Using the listing below, please gather every line containing the word "html".

_DATASET EXCERPT_
^^^^^^^^

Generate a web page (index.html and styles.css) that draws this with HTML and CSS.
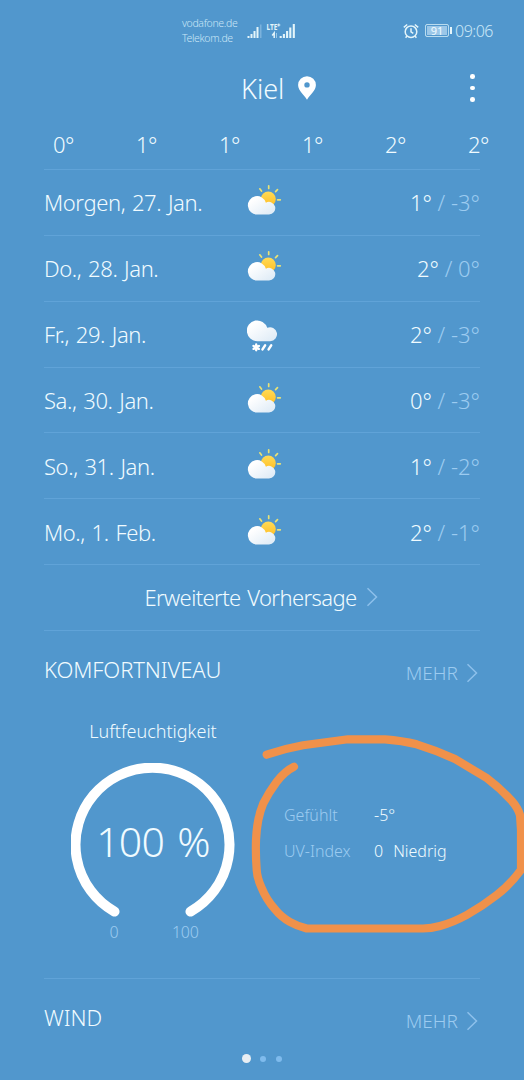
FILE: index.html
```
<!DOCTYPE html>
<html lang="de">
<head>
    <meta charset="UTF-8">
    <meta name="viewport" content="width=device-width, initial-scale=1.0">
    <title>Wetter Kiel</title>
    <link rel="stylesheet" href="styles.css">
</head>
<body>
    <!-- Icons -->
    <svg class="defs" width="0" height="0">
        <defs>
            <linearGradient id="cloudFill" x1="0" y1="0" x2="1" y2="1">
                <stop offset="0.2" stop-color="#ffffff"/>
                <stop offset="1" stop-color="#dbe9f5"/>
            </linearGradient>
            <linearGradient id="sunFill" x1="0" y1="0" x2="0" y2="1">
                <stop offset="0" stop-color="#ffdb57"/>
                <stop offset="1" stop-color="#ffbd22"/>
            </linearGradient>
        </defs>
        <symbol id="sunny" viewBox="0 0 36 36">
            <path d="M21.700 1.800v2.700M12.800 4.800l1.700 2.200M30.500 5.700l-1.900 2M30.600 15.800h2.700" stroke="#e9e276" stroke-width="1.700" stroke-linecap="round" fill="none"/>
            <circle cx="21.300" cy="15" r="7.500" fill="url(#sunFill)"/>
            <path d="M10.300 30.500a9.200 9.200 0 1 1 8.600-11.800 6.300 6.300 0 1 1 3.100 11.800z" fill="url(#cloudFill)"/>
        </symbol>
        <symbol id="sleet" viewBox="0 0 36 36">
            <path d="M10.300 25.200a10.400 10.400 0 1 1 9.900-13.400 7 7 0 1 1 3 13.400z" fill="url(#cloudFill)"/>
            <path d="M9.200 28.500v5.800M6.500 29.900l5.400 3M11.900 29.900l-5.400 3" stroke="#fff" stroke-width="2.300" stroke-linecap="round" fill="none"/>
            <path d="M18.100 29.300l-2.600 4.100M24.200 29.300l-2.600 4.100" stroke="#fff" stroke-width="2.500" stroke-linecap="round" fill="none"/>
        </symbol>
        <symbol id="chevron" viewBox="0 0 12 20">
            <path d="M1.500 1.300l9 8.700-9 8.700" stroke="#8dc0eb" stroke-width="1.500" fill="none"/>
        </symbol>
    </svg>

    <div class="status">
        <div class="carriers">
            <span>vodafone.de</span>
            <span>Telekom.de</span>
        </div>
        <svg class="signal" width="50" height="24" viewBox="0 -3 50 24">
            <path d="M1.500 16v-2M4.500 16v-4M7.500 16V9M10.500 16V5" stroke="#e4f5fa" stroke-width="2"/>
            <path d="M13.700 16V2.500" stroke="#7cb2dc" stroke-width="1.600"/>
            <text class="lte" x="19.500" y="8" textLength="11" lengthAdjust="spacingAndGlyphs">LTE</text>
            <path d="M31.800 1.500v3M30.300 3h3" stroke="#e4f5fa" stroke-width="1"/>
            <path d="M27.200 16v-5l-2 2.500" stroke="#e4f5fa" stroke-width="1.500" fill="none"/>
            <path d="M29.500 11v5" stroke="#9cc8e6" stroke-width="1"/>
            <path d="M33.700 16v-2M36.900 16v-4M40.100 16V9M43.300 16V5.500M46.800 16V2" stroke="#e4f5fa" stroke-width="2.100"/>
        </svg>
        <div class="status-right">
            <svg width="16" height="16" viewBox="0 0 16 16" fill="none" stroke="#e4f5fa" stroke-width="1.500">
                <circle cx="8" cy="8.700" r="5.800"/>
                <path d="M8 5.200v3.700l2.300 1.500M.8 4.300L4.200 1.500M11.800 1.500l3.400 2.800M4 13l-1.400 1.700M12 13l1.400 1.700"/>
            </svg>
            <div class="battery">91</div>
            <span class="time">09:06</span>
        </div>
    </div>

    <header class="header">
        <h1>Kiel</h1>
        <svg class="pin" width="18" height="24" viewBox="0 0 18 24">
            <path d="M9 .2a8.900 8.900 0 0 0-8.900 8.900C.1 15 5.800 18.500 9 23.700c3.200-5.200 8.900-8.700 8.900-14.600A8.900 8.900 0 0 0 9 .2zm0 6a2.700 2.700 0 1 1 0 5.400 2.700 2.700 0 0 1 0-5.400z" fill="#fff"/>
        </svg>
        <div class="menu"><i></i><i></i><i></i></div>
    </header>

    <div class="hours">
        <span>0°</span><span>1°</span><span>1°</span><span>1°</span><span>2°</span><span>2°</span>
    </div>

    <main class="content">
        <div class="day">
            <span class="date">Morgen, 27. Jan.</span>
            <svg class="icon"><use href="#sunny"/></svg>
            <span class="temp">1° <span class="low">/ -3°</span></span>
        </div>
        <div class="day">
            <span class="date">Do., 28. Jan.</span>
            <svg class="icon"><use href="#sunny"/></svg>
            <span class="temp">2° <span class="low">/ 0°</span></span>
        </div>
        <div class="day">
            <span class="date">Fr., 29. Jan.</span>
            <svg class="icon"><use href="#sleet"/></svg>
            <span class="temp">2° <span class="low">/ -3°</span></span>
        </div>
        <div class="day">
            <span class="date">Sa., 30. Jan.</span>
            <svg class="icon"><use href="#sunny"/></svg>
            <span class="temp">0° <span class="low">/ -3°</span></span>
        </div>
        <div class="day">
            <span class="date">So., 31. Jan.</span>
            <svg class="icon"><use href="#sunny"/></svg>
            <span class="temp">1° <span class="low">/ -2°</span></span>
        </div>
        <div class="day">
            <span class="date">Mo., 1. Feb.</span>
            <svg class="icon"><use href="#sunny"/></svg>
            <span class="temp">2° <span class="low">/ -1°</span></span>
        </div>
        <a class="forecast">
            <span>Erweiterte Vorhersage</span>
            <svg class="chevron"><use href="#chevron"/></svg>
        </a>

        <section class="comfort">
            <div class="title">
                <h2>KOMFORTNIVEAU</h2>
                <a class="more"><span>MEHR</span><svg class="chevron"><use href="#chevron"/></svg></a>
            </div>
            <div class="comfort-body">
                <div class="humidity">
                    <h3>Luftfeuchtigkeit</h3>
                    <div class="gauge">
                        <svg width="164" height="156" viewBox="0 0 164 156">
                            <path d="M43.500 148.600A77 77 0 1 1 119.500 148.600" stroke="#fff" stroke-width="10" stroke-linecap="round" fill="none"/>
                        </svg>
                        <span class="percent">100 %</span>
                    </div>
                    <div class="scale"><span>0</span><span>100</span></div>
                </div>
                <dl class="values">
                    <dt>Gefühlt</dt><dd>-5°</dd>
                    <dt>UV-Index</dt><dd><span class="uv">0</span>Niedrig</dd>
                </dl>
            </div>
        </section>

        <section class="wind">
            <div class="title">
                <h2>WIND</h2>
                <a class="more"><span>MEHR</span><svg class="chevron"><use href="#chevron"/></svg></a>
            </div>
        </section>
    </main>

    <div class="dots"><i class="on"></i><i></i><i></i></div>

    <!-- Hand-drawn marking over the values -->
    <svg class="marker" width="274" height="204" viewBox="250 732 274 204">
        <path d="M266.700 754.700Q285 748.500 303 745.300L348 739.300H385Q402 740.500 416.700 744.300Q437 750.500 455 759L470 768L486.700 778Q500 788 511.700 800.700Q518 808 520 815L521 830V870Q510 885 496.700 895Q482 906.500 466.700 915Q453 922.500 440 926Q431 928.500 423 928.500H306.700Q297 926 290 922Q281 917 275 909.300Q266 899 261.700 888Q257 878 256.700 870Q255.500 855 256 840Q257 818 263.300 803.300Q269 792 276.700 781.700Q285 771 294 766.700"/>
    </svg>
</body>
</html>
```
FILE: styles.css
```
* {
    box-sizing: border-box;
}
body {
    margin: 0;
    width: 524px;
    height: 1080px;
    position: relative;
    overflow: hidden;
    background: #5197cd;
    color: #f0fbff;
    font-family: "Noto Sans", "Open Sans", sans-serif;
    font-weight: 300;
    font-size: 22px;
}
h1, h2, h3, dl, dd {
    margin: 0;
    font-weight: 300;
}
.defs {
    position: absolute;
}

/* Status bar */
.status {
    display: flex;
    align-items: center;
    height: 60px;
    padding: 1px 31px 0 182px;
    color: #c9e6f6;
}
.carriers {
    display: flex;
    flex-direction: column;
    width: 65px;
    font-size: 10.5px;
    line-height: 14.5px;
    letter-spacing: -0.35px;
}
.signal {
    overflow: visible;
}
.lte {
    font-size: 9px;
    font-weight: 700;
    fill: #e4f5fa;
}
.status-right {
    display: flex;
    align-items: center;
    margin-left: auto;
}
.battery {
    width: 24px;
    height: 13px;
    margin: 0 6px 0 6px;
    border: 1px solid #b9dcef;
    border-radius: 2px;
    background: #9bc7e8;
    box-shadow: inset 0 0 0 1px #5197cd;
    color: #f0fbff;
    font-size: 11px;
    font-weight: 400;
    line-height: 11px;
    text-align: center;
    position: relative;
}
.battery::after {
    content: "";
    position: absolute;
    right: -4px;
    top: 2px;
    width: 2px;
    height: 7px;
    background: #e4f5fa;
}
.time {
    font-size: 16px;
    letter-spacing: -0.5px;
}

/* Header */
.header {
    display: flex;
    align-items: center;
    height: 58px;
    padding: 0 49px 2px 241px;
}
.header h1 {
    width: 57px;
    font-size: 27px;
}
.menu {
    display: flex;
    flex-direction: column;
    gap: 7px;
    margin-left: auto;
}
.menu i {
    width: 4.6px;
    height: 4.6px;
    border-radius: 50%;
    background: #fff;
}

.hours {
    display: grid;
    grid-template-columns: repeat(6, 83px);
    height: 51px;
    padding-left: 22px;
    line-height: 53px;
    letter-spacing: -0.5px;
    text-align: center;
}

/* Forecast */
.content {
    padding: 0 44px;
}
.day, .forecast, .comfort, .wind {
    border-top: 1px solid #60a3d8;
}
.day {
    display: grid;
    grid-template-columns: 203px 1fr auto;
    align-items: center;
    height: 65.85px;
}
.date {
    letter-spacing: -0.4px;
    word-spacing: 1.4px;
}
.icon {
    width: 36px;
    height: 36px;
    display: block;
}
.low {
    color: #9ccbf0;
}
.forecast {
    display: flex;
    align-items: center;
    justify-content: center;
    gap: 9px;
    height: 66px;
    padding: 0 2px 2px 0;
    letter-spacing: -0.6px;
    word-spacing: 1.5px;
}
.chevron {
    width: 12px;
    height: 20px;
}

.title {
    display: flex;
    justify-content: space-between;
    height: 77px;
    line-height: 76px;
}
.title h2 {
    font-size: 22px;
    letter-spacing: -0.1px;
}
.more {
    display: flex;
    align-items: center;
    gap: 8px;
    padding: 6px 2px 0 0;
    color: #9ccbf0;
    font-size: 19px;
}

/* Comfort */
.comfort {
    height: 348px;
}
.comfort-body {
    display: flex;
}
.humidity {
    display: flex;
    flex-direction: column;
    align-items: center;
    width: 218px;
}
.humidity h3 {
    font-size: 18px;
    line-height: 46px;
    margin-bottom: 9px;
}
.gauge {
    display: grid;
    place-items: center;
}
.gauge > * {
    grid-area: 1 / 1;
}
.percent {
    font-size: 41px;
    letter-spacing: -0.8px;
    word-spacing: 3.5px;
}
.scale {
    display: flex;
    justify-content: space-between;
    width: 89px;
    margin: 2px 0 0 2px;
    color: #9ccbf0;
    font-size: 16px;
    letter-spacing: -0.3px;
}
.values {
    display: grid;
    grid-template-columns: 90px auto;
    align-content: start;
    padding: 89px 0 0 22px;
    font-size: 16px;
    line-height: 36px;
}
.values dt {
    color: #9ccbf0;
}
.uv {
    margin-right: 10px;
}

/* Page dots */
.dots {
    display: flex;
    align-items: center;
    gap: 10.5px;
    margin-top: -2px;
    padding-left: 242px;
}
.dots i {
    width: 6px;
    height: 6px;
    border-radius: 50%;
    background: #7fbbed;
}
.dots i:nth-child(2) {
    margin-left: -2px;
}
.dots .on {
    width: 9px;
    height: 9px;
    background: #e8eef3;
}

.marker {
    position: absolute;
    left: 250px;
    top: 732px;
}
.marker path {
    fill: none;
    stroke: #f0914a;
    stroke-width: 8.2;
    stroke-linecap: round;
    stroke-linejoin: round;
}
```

^^^^^^^^

_ANSWER TO THE EXERCISE_
Generate a web page (index.html and styles.css) that draws this with HTML and CSS.
FILE: index.html
<!DOCTYPE html>
<html lang="de">
</html>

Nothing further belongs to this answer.